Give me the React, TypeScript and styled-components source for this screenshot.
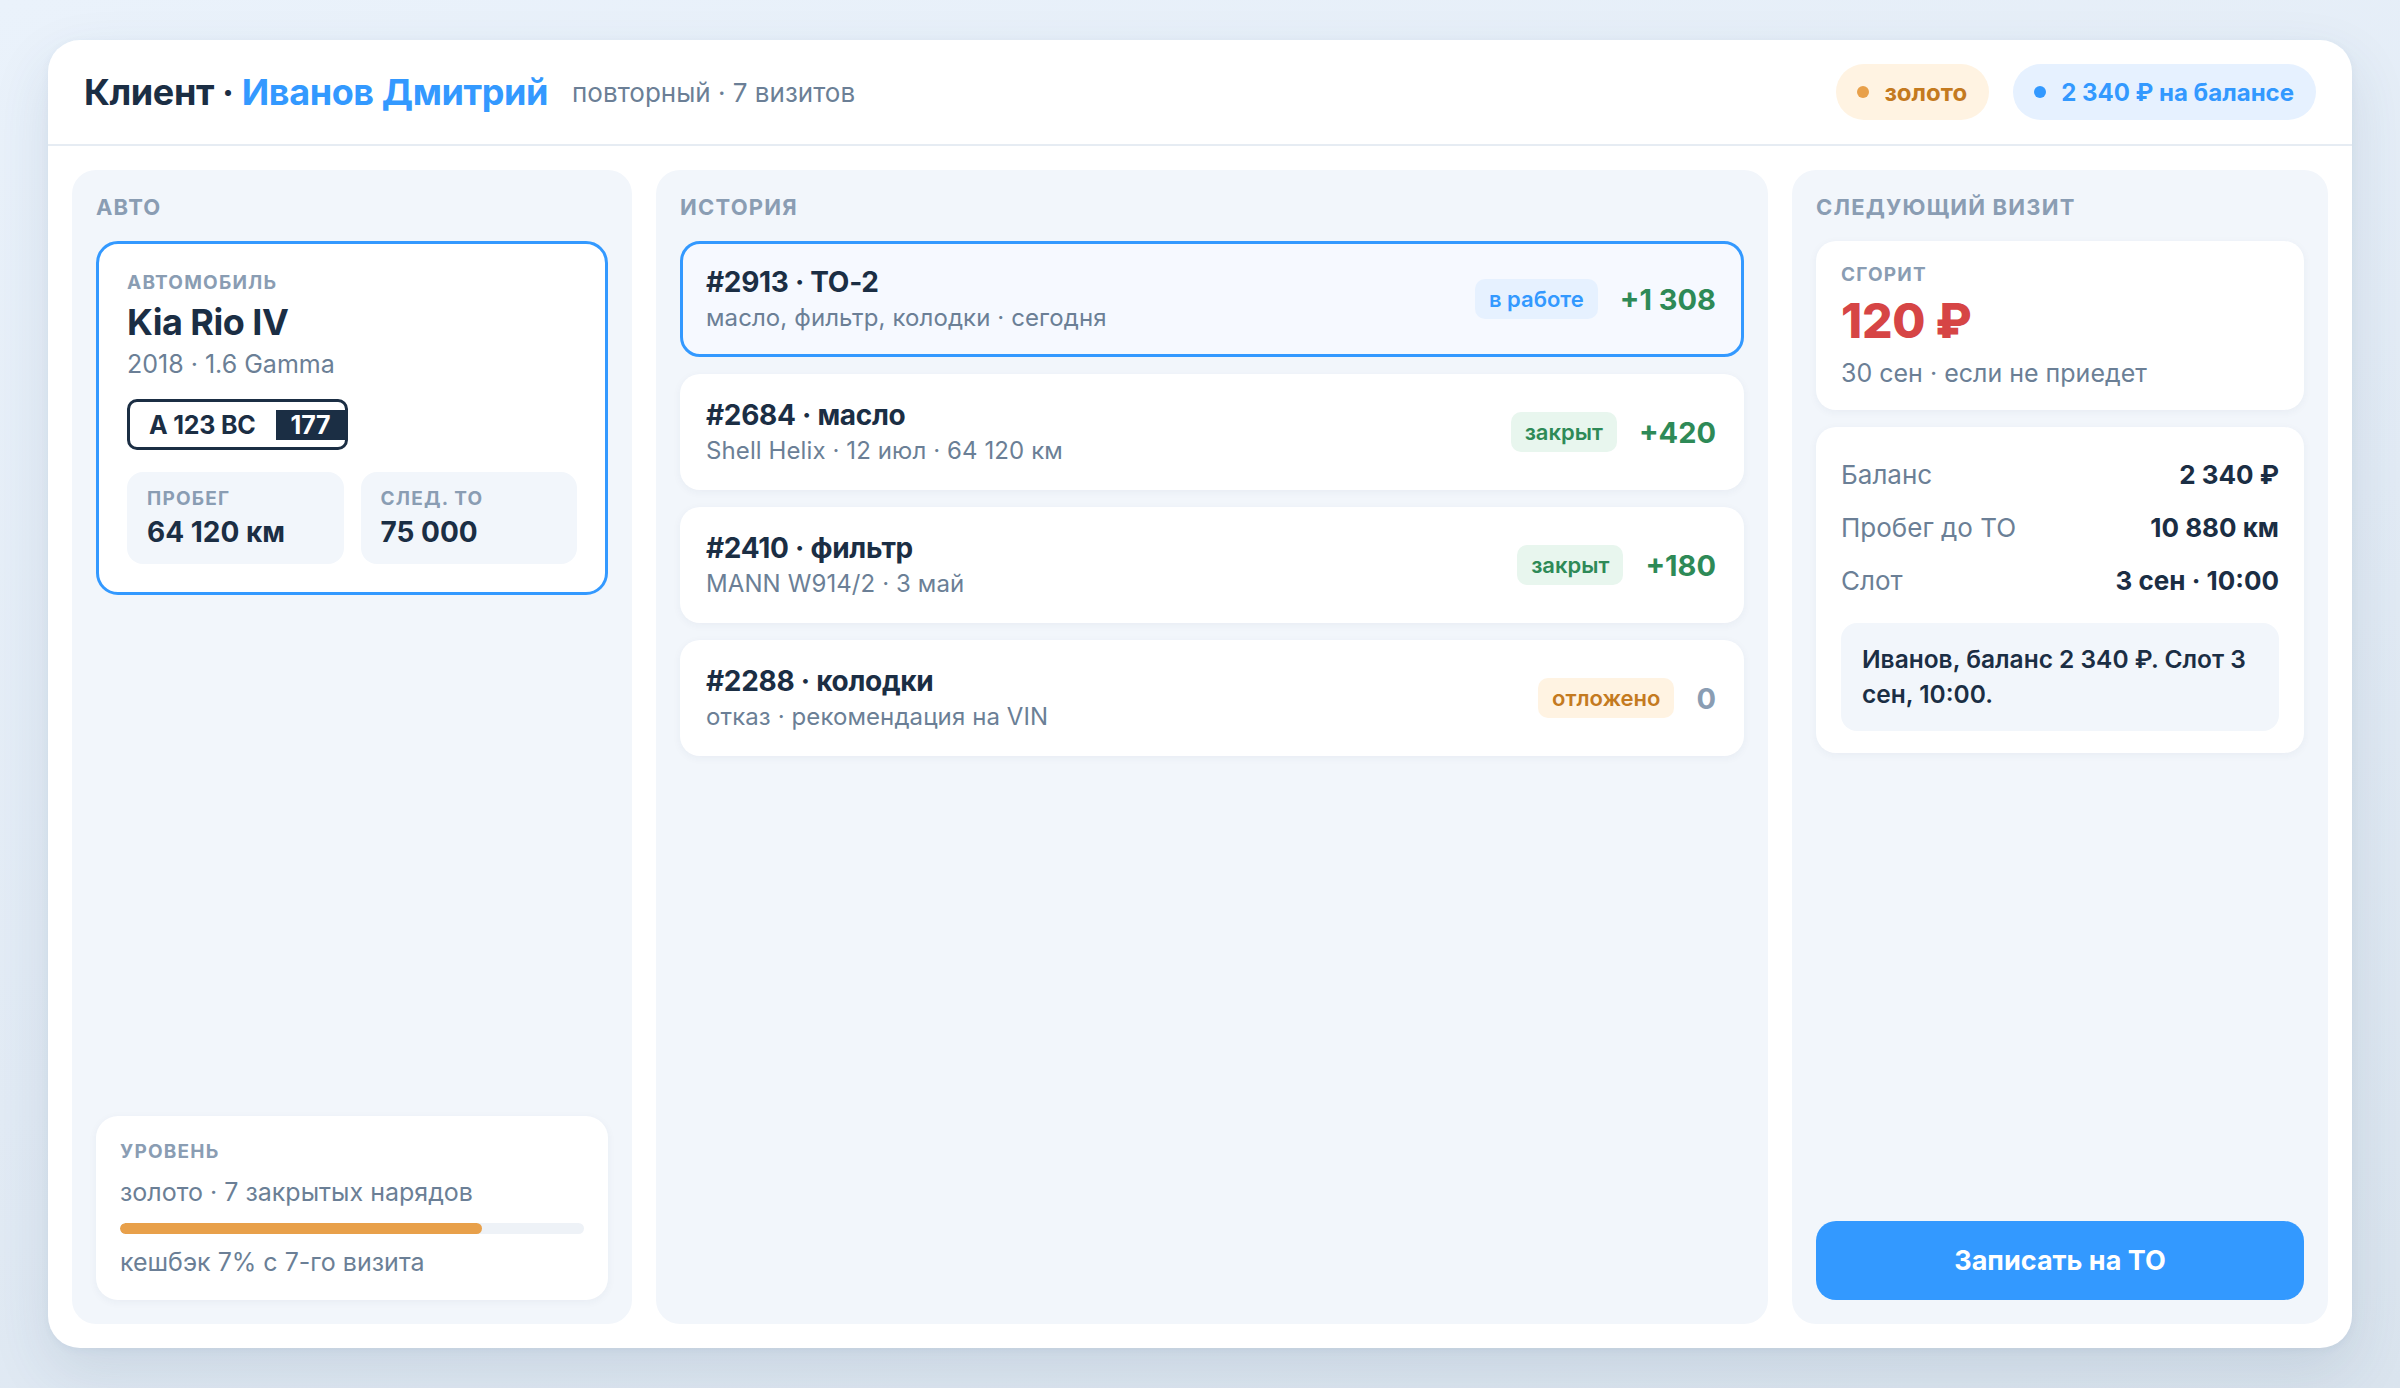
import React from "react";
import styled, { createGlobalStyle } from "styled-components";

const NAVY = "#1b2e44";
const BLUE = "#3399ff";
const LABEL = "#8a9db3";
const MUTED = "#6b7f96";
const GREEN = "#2e8a57";
const ORANGE = "#c47a1f";
const RED = "#d64545";
const PANEL = "#f2f6fb";

const GlobalStyle = createGlobalStyle`
  * { box-sizing: border-box; }
  html, body {
    margin: 0;
    padding: 0;
  }
  body {
    font-family: Inter, "Noto Sans", "DejaVu Sans", sans-serif;
    background: linear-gradient(165deg, #eaf2fb 0%, #e2ebf5 55%, #dae4ee 100%);
    color: ${NAVY};
  }
`;

const Page = styled.div`
  height: 1388px;
  padding: 40px 48px 40px;
`;

const Shell = styled.div`
  height: 100%;
  background: #fff;
  border-radius: 32px;
  box-shadow: 0 24px 60px rgba(40, 70, 110, 0.12), 0 2px 8px rgba(40, 70, 110, 0.05);
  display: flex;
  flex-direction: column;
  overflow: hidden;
`;

const Header = styled.header`
  height: 106px;
  flex: none;
  display: flex;
  align-items: center;
  padding: 0 36px;
  border-bottom: 2px solid #e6ecf3;
`;

const Title = styled.h1`
  margin: 0;
  font-size: 36px;
  font-weight: 700;
  letter-spacing: -0.4px;
  color: ${NAVY};
  span {
    color: ${BLUE};
  }
`;

const Subtitle = styled.div`
  margin-left: 24px;
  font-size: 26px;
  color: ${MUTED};
`;

const HeaderBadges = styled.div`
  margin-left: auto;
  display: flex;
  gap: 24px;
`;

const Pill = styled.div<{ $tone: "gold" | "blue" }>`
  height: 56px;
  padding: 0 22px 0 21px;
  border-radius: 28px;
  display: flex;
  align-items: center;
  gap: 15px;
  font-size: 24px;
  font-weight: 700;
  background: ${(p) => (p.$tone === "gold" ? "#fff3e2" : "#e6f1ff")};
  color: ${(p) => (p.$tone === "gold" ? ORANGE : BLUE)};
  &::before {
    content: "";
    width: 12px;
    height: 12px;
    border-radius: 50%;
    background: ${(p) => (p.$tone === "gold" ? "#e8a04a" : BLUE)};
  }
`;

const Body = styled.div`
  flex: 1;
  display: grid;
  grid-template-columns: 560px 1fr 536px;
  gap: 24px;
  padding: 24px;
  min-height: 0;
`;

const Panel = styled.section`
  background: ${PANEL};
  border-radius: 24px;
  padding: 24px;
  display: flex;
  flex-direction: column;
`;

const PanelTitle = styled.h2`
  margin: 0 0 21px;
  font-size: 22px;
  line-height: 26px;
  font-weight: 700;
  letter-spacing: 1.2px;
  text-transform: uppercase;
  color: ${LABEL};
`;

const Label = styled.div`
  font-size: 19px;
  line-height: 24px;
  font-weight: 700;
  letter-spacing: 1.2px;
  text-transform: uppercase;
  color: ${LABEL};
`;

const CarCard = styled.div`
  background: #fff;
  border: 3px solid ${BLUE};
  border-radius: 22px;
  padding: 27px 28px 28px;
`;

const CarName = styled.div`
  margin-top: 5px;
  font-size: 36px;
  line-height: 44px;
  font-weight: 700;
  letter-spacing: -0.5px;
`;

const CarSpec = styled.div`
  margin-top: 5px;
  font-size: 25px;
  line-height: 30px;
  color: ${MUTED};
`;

const Plate = styled.div`
  margin-top: 20px;
  display: inline-flex;
  align-items: center;
  height: 51px;
  border: 3px solid ${NAVY};
  border-radius: 10px;
  overflow: hidden;
  font-size: 25px;
  font-weight: 700;
  letter-spacing: -0.2px;
`;

const PlateNumber = styled.span`
  padding: 0 20px 0 19px;
`;

const PlateRegion = styled.span`
  height: 30px;
  display: flex;
  align-items: center;
  padding: 0 15px;
  background: ${NAVY};
  color: #fff;
`;

const Stats = styled.div`
  margin-top: 22px;
  display: grid;
  grid-template-columns: 1fr 1fr;
  gap: 17px;
`;

const StatBox = styled.div`
  background: ${PANEL};
  border-radius: 16px;
  padding: 15px 20px;
`;

const StatValue = styled.div`
  margin-top: 4px;
  font-size: 28px;
  line-height: 34px;
  font-weight: 700;
`;

const LevelCard = styled.div`
  margin-top: auto;
  background: #fff;
  border-radius: 22px;
  padding: 24px 24px 23px;
  box-shadow: 0 2px 8px rgba(30, 60, 100, 0.05);
`;

const LevelText = styled.div`
  margin-top: 13px;
  font-size: 25px;
  line-height: 30px;
  color: ${MUTED};
`;

const Track = styled.div`
  margin-top: 16px;
  height: 11px;
  border-radius: 6px;
  background: #eef2f7;
  overflow: hidden;
`;

const Fill = styled.div`
  height: 100%;
  border-radius: 6px;
  background: #e8a04a;
`;

const OrderList = styled.div`
  display: flex;
  flex-direction: column;
  gap: 17px;
`;

const Order = styled.div<{ $active?: boolean }>`
  height: 116px;
  display: flex;
  align-items: center;
  padding: 0 25px 0 23px;
  border-radius: 20px;
  border: 3px solid ${(p) => (p.$active ? BLUE : "transparent")};
  background: ${(p) => (p.$active ? "#f6f9ff" : "#fff")};
  box-shadow: ${(p) => (p.$active ? "none" : "0 2px 8px rgba(30, 60, 100, 0.05)")};
`;

const OrderInfo = styled.div`
  flex: 1;
  min-width: 0;
`;

const OrderTitle = styled.div`
  font-size: 28px;
  line-height: 34px;
  font-weight: 700;
  letter-spacing: -0.3px;
`;

const OrderMeta = styled.div`
  margin-top: 4px;
  font-size: 24px;
  line-height: 30px;
  letter-spacing: 0.1px;
  color: ${MUTED};
`;

type Status = "work" | "closed" | "postponed";

const statusColors: Record<Status, [string, string]> = {
  work: ["#e6f1ff", BLUE],
  closed: ["#e8f6ee", GREEN],
  postponed: ["#fff3e2", ORANGE],
};

const StatusTag = styled.span<{ $status: Status }>`
  height: 40px;
  display: flex;
  align-items: center;
  padding: 0 14px;
  border-radius: 10px;
  font-size: 22px;
  font-weight: 600;
  background: ${(p) => statusColors[p.$status][0]};
  color: ${(p) => statusColors[p.$status][1]};
`;

const Amount = styled.span<{ $zero?: boolean }>`
  margin-left: 22px;
  font-size: 29px;
  font-weight: 700;
  color: ${(p) => (p.$zero ? LABEL : GREEN)};
`;

const WhiteCard = styled.div`
  background: #fff;
  border-radius: 20px;
  box-shadow: 0 2px 8px rgba(30, 60, 100, 0.05);
`;

const BurnCard = styled(WhiteCard)`
  padding: 22px 25px;
`;

const BurnValue = styled.div`
  margin-top: 6px;
  font-size: 48px;
  line-height: 56px;
  font-weight: 800;
  color: ${RED};
  letter-spacing: -0.3px;
`;

const BurnNote = styled.div`
  margin-top: 9px;
  font-size: 25px;
  line-height: 30px;
  color: ${MUTED};
`;

const InfoCard = styled(WhiteCard)`
  margin-top: 17px;
  padding: 30px 25px 22px;
`;

const InfoRows = styled.div`
  display: flex;
  flex-direction: column;
  gap: 17px;
`;

const InfoRow = styled.div`
  display: flex;
  justify-content: space-between;
  align-items: center;
  font-size: 26px;
  line-height: 36px;
  color: ${MUTED};
  b {
    font-size: 26px;
    font-weight: 700;
    color: ${NAVY};
  }
`;

const Message = styled.div`
  margin-top: 24px;
  background: ${PANEL};
  border-radius: 16px;
  padding: 19px 21px;
  font-size: 24.5px;
  line-height: 35px;
  font-weight: 600;
  color: ${NAVY};
`;

const BookButton = styled.button`
  margin-top: auto;
  height: 79px;
  border: none;
  border-radius: 20px;
  background: ${BLUE};
  color: #fff;
  font-family: inherit;
  font-size: 27px;
  font-weight: 700;
  cursor: pointer;
`;

const orders: { id: string; name: string; meta: string; status: Status; label: string; amount: string; active?: boolean }[] = [
  { id: "#2913", name: "ТО-2", meta: "масло, фильтр, колодки · сегодня", status: "work", label: "в работе", amount: "+1 308", active: true },
  { id: "#2684", name: "масло", meta: "Shell Helix · 12 июл · 64 120 км", status: "closed", label: "закрыт", amount: "+420" },
  { id: "#2410", name: "фильтр", meta: "MANN W914/2 · 3 май", status: "closed", label: "закрыт", amount: "+180" },
  { id: "#2288", name: "колодки", meta: "отказ · рекомендация на VIN", status: "postponed", label: "отложено", amount: "0" },
];

export default function App() {
  const level = 78;
  return (
    <>
      <GlobalStyle />
      <Page>
        <Shell>
          <Header>
            <Title>
              Клиент · <span>Иванов Дмитрий</span>
            </Title>
            <Subtitle>повторный · 7 визитов</Subtitle>
            <HeaderBadges>
              <Pill $tone="gold">золото</Pill>
              <Pill $tone="blue">2 340 ₽ на балансе</Pill>
            </HeaderBadges>
          </Header>

          <Body>
            <Panel>
              <PanelTitle>Авто</PanelTitle>
              <CarCard>
                <Label>Автомобиль</Label>
                <CarName>Kia Rio IV</CarName>
                <CarSpec>2018 · 1.6 Gamma</CarSpec>
                <Plate>
                  <PlateNumber>А 123 ВС</PlateNumber>
                  <PlateRegion>177</PlateRegion>
                </Plate>
                <Stats>
                  <StatBox>
                    <Label>Пробег</Label>
                    <StatValue>64 120 км</StatValue>
                  </StatBox>
                  <StatBox>
                    <Label>След. ТО</Label>
                    <StatValue>75 000</StatValue>
                  </StatBox>
                </Stats>
              </CarCard>

              <LevelCard>
                <Label>Уровень</Label>
                <LevelText>золото · 7 закрытых нарядов</LevelText>
                <Track>
                  <Fill style={{ width: `${level}%` }} />
                </Track>
                <LevelText>кешбэк 7% с 7-го визита</LevelText>
              </LevelCard>
            </Panel>

            <Panel>
              <PanelTitle>История</PanelTitle>
              <OrderList>
                {orders.map((o) => (
                  <Order key={o.id} $active={o.active}>
                    <OrderInfo>
                      <OrderTitle>
                        {o.id} · {o.name}
                      </OrderTitle>
                      <OrderMeta>{o.meta}</OrderMeta>
                    </OrderInfo>
                    <StatusTag $status={o.status}>{o.label}</StatusTag>
                    <Amount $zero={o.amount === "0"}>{o.amount}</Amount>
                  </Order>
                ))}
              </OrderList>
            </Panel>

            <Panel>
              <PanelTitle>Следующий визит</PanelTitle>
              <BurnCard>
                <Label>Сгорит</Label>
                <BurnValue>120 ₽</BurnValue>
                <BurnNote>30 сен · если не приедет</BurnNote>
              </BurnCard>
              <InfoCard>
                <InfoRows>
                  <InfoRow>
                    Баланс <b>2 340 ₽</b>
                  </InfoRow>
                  <InfoRow>
                    Пробег до ТО <b>10 880 км</b>
                  </InfoRow>
                  <InfoRow>
                    Слот <b>3 сен · 10:00</b>
                  </InfoRow>
                </InfoRows>
                <Message>Иванов, баланс 2 340 ₽. Слот 3 сен, 10:00.</Message>
              </InfoCard>
              <BookButton>Записать на ТО</BookButton>
            </Panel>
          </Body>
        </Shell>
      </Page>
    </>
  );
}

What to do »
Reply with one number only, the count of lines above that hold the string "components".

Task solution »
2